The facility is part of a 28.6 B-yuan (USD4.15 B) complex built at the site and is the second major petrochemical plant starting this year after a similar-sized facility was announced last week by PetroChina in Guangdong province.
Sinopec is aiming to turn the Hainan complex into an export-oriented producer, with exports of downstream petrochemical products accounting for half its production by the end of 2025, the company said. It also operates a 184,000 barrels per day crude oil refinery at the same site.
Sinopec said it has developed its own ethylene technology with plants capable of handling a wide range of feedstocks, allowing the refiner to process different types of crude oil.

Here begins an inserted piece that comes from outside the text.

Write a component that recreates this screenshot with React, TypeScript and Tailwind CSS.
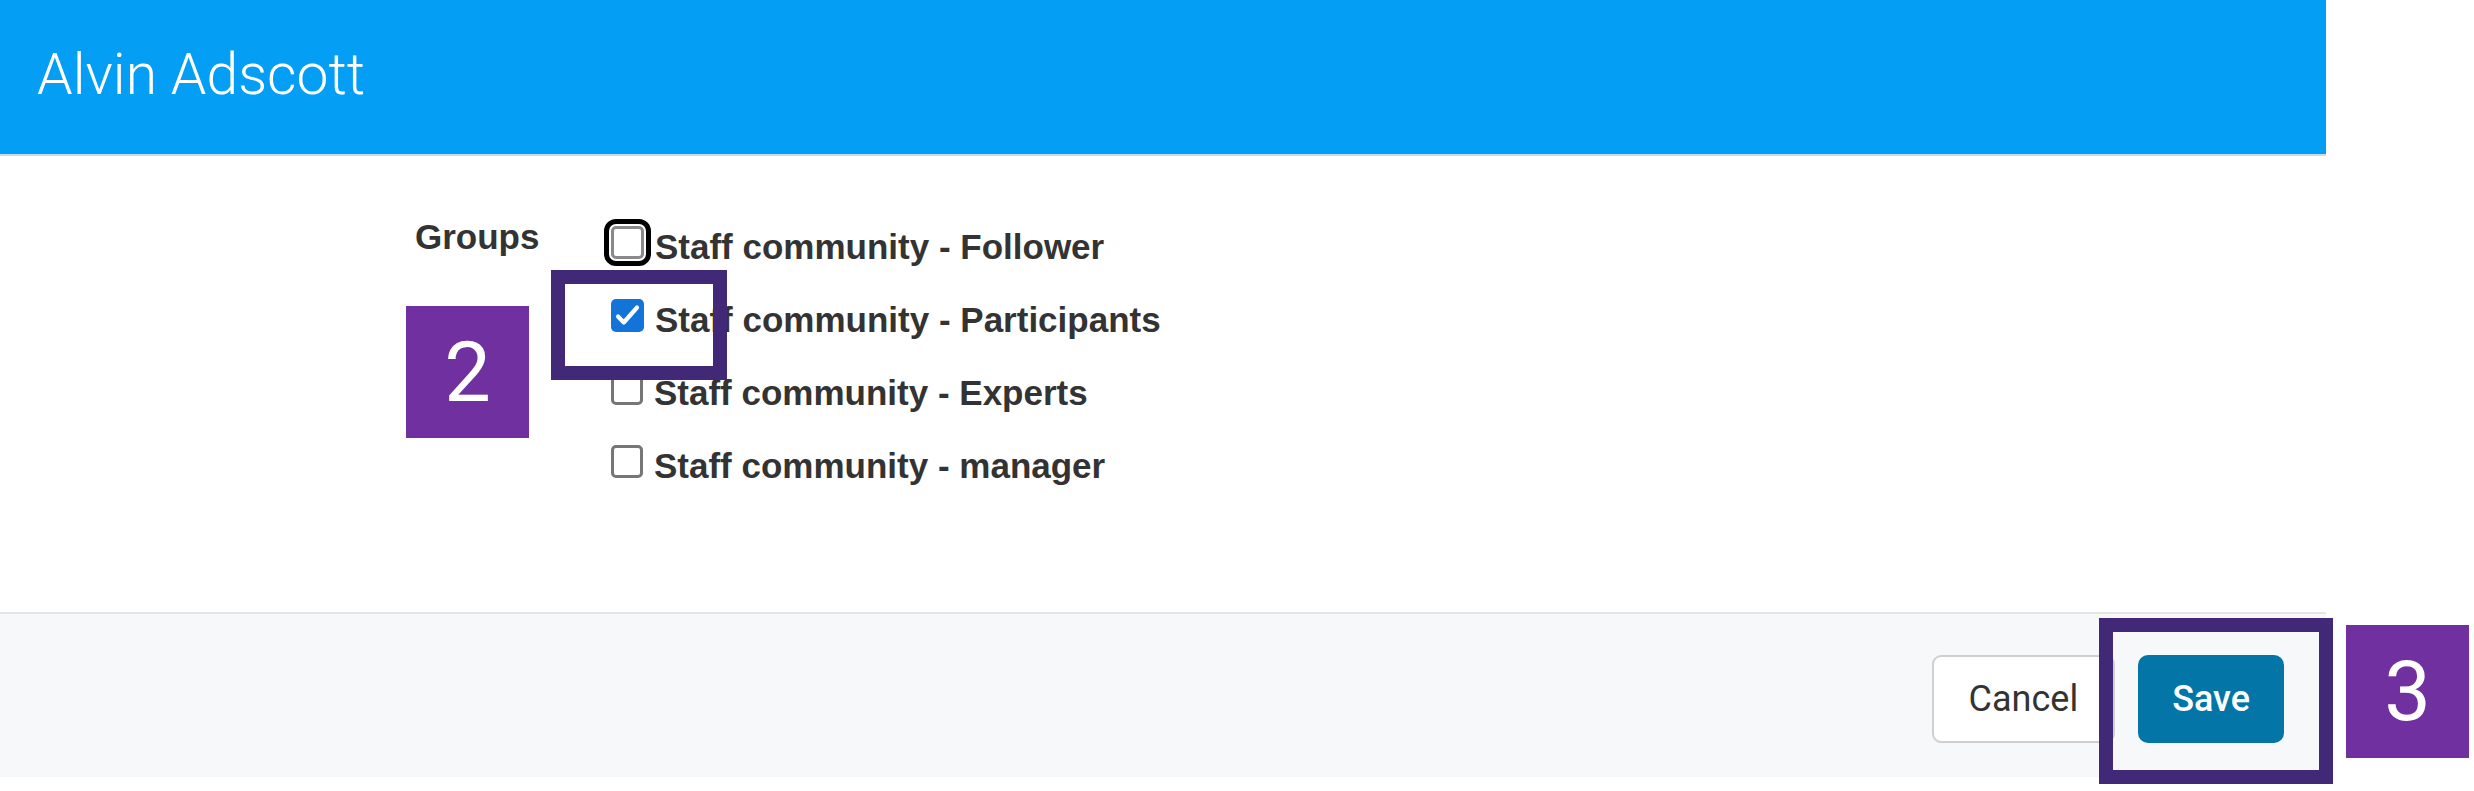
import React from "react";

function Box({ checked, focused }: { checked?: boolean; focused?: boolean }) {
  if (checked) {
    return (
      <span className="relative block h-[33px] w-[33px] shrink-0 rounded-[5px] bg-[#1274d8]">
        <svg className="absolute left-0 top-0" width="33" height="33" viewBox="0 0 33 33" fill="none">
          <path d="M7 17.5 L12.8 23.5 L26 8.5" stroke="white" strokeWidth="4.2" strokeLinecap="round" strokeLinejoin="round" />
        </svg>
      </span>
    );
  }
  return (
    <span
      className={
        focused
          ? "block h-[33px] w-[33px] shrink-0 rounded-[5px] border-[3px] border-[#8a8a8a] bg-white outline-[5px] outline-solid outline-black outline-offset-[2px]"
          : "block h-[33px] w-[32px] shrink-0 rounded-[5px] border-[3px] border-[#767676] bg-white"
      }
    />
  );
}

const rows = [
  { label: "Staff community - Follower", focused: true },
  { label: "Staff community - Participants", checked: true },
  { label: "Staff community - Experts" },
  { label: "Staff community - manager" },
];

export default function App() {
  return (
    <div className="relative h-[791px] w-[2474px] overflow-hidden bg-white">
      <div className="w-[2326px]">
        <div className="flex h-[156px] items-center border-b-2 border-[#c9dbe6] bg-[#049ef4] pb-[6px] pl-[37px]">
          <span className="font-['Roboto',sans-serif] text-[57px] font-light leading-none text-white">
            Alvin Adscott
          </span>
        </div>
        <div className="flex h-[456px] items-start pl-[415px] pt-[50px]">
          <div className="mt-[13px] w-[196px] font-['Liberation_Sans',Arial,sans-serif] text-[35px] font-bold leading-[35px] text-[#333333]">
            Groups
          </div>
          <div className="flex flex-col">
            {rows.map((r) => (
              <div key={r.label} className="flex h-[73px] items-center gap-[11px]">
                <Box checked={r.checked} focused={r.focused} />
                <span className="mt-[7px] font-['Liberation_Sans',Arial,sans-serif] text-[35px] font-bold leading-[35px] text-[#333333]">
                  {r.label}
                </span>
              </div>
            ))}
          </div>
        </div>
        <div className="flex h-[165px] items-center justify-end gap-[23px] border-t-2 border-[#e4e5e7] bg-[#f7f8fa] pr-[42px] pt-[6px]">
          <button className="h-[88px] rounded-[9px] border-2 border-[#cfcfcf] bg-white px-[35px] font-['Roboto',sans-serif] text-[36px] leading-none text-[#333333]">
            Cancel
          </button>
          <button className="h-[88px] rounded-[10px] bg-[#0375a7] px-[34px] font-['Roboto',sans-serif] text-[36px] font-medium leading-none text-white">
            Save
          </button>
        </div>
      </div>

      <div className="absolute left-[406px] top-[306px] flex h-[132px] w-[123px] items-center justify-center bg-[#7030a0] font-['Roboto',sans-serif] text-[83px] font-normal leading-none text-white">
        2
      </div>
      <div className="absolute left-[551px] top-[270px] h-[110px] w-[176px] border-[14px] border-[#412977]" />
      <div className="absolute left-[2099px] top-[618px] h-[166px] w-[234px] border-[14px] border-[#412977]" />
      <div className="absolute left-[2346px] top-[625px] flex h-[133px] w-[123px] items-center justify-center bg-[#7030a0] font-['Roboto',sans-serif] text-[83px] font-normal leading-none text-white">
        3
      </div>
    </div>
  );
}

We remind, Saudi Aramco and China Petroleum and Chemical Corporation (Sinopec) have signed a deal to build a refinery and a petrochemicals plant in China. The 3,20,000 barrels-per-day refinery and 1.5 million tons-per-year petrochemical cracker complex will be in operation by the end of 2025, Aramco said in a statement on Sunday.
Aramco and Sinopec, along with Saudi Basic Industries Corporation (Sabic), have also signed a an agreement to study the feasibility of developing petrochemicals complex to be integrated with an existing refinery in Yanbu, Saudi Arabia.